3. Still life scenes
Still life could include lots of different types of shots — from bright and airy top-down shots of a lovely salad or, to product photos of your laptop, games controller, new shoes or indeed anything you think could photograph well. You could even just grab a nice selection of things from around your house that, when artfully arranged, could make for a nice image.
The lighting principles are much the same as with your portraits. Use windows where possible as these likely provide the biggest, brightest light sources in your house. Food photographers regularly use natural light in their imagery to keep that realistic lifestyle look to their shots. Play around with where you’re positioning your subjects and try shooting from different angles to get the light in just the right place.
4. Make a short film
Making a short film can be great fun as you have to think about multiple different elements of production. First, of course, is what your film should be about. Maybe you want to try and film a gritty crime drama with your family as the cast. Perhaps it’s about your pet cat and the things they get up to during the day.
My short film was all about the process of making a lovely cup of tea. After deciding on what film I wanted to make, I then thought about what steps would be involved in filming the process. For your crime drama, this would be when you’re writing a script and working out what shots you need to get to put it all together.
Making a cup of tea is a very formulaic process, so knowing what to film was easy: filling the kettle with water, waiting for it to boil, pouring the water and so on. I added some extra scene-setting footage at the beginning and an ending shot of me enjoying the tea I’d made.
It was shot entirely on my iPhone 11 Pro, using an Edelkrone slider that lets you create smooth, sliding motion to your shots and an anamorphic lens by Moment, to give that cinematic wide aspect ratio look. I edited it in Adobe Premiere on my MacBook Pro ($900 at Back Market), but you could easily edit your own film in iMovie directly on your iPhone or using Adobe Premiere Rush on your Android phone.
I really enjoyed the process as it forced me to think not only about angles and lighting as I would in my normal photography, but also about how to visually tell a story that made sense to someone watching. It was great fun trying to be more experimental with my shooting and editing style, too, so it was definitely a great way to spend a few hours at home on a quiet afternoon.
5. Work on your editing
You might not be able to go out and shoot a whole series of new images, but that doesn’t mean you can’t make great use of images you’ve already taken.

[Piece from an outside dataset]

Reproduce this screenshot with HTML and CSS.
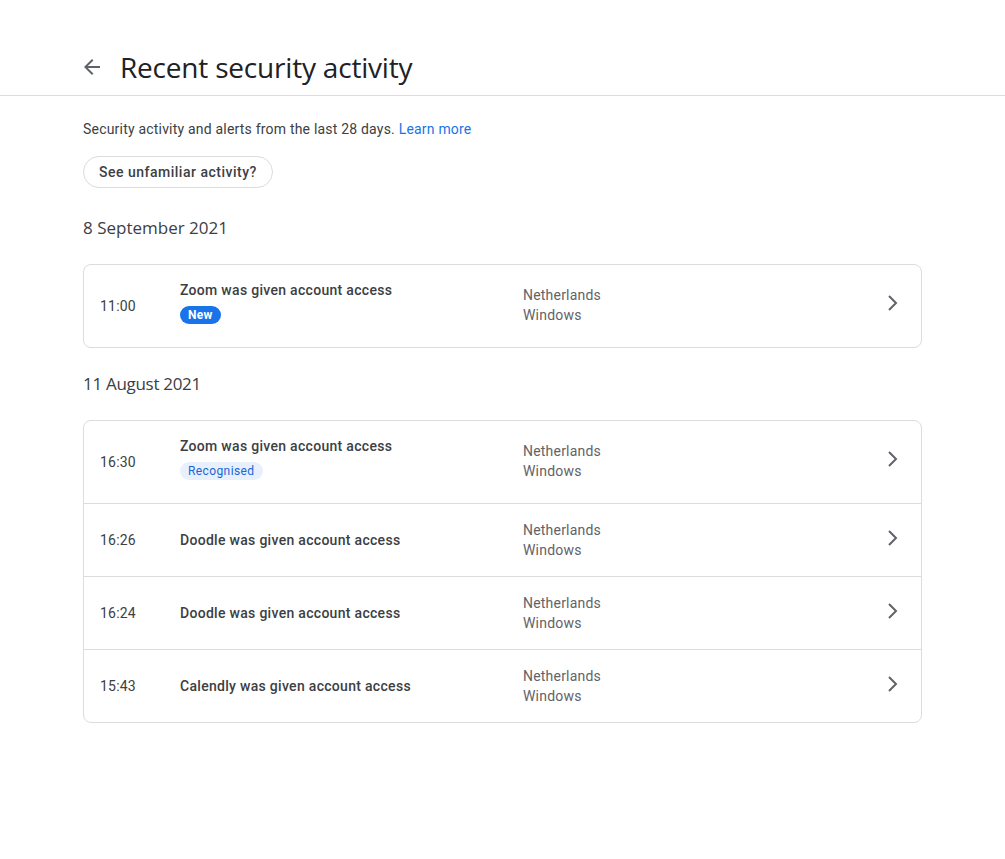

Both the Android and iOS app stores are full of apps that offer a wealth of creative editing options for your images, with a seemingly infinite number of filters, frames and funky flair you can apply.
Snapseed is a favorite of mine and it’s free on both platforms. It has a variety of color filters available (including ones that give your scene a punchy “HDR” look as well as more vintage tone options) but it also provides more in-depth editing tools such as the ability to selectively paint brightness into just the areas you want. You can also get more creative with apps like Photofox and Bazaart, both of which I used to create the self portrait at the top of this article.
My advice is to have a browse through your gallery on your phone, looking back at the weeks, months or years of shots you’ve taken. Mark the ones that really stand out as your favorites, then settle down onto your sofa with your drink of choice, fire up some editing apps and go to town on your shots.
Not only might you breathe some creative new life into photos you’d long since forgotten about, but you may also learn some valuable new techniques to put into action when you’re finally able to get out shooting again.